Julius of Novara (Giulio di Orta), also Julius of Aegina (died 401 AD) was a missionary priest to northern Italy.

His cult is centred at Lake Orta in the Novarese highlands, and in particular on the island which has been named for him since at least the eighth century, Isola San Giulio, and where his presumed relics are preserved in the crypt, called scurolo, of a basilica dedicated to him.

Few facts are known about his career. In the earliest Vita, which dates from no earlier than the eighth century and is of a character as much legendary as historical, the account of his life is interlaced with that of his brother Julian (Giuliano), a deacon whose name is similar enough to suggest that they may have been the same person, but now we know (thanks to recent archaeological finds in Gozzano's previous parish church, S. Lorenzo) that they both existed. The Roman Martyrology commemorates only Julius. It has been said that Julius' name was recited as part of the Ambrosian Rite during the fifth and sixth centuries; however, it has also been claimed that this Julius referred to Pope Julius I.

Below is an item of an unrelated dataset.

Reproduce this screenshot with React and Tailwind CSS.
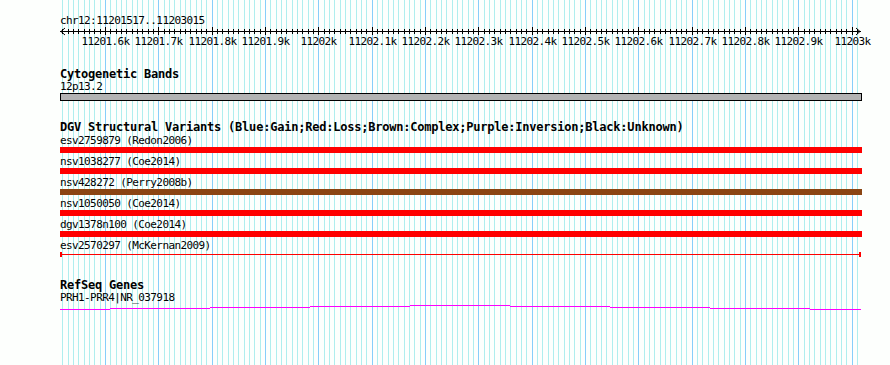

Julius and Julian may have been Greeks who came to Rome before establishing themselves at Lake Orta. Their legend states that they were educated in the Christian faith by their parents. They are said to have been ordered by Theodosius I to destroy pagan altars and sacred woods and to build Christian churches. They built one hundred churches, according to their tradition. The ninety-ninth church is said to have been built at Gozzano, and dedicated to Saint Lawrence. Julian was buried there. The hundredth church was built by Julius on the island that bears his name; he dedicated it to Saints Peter and Paul.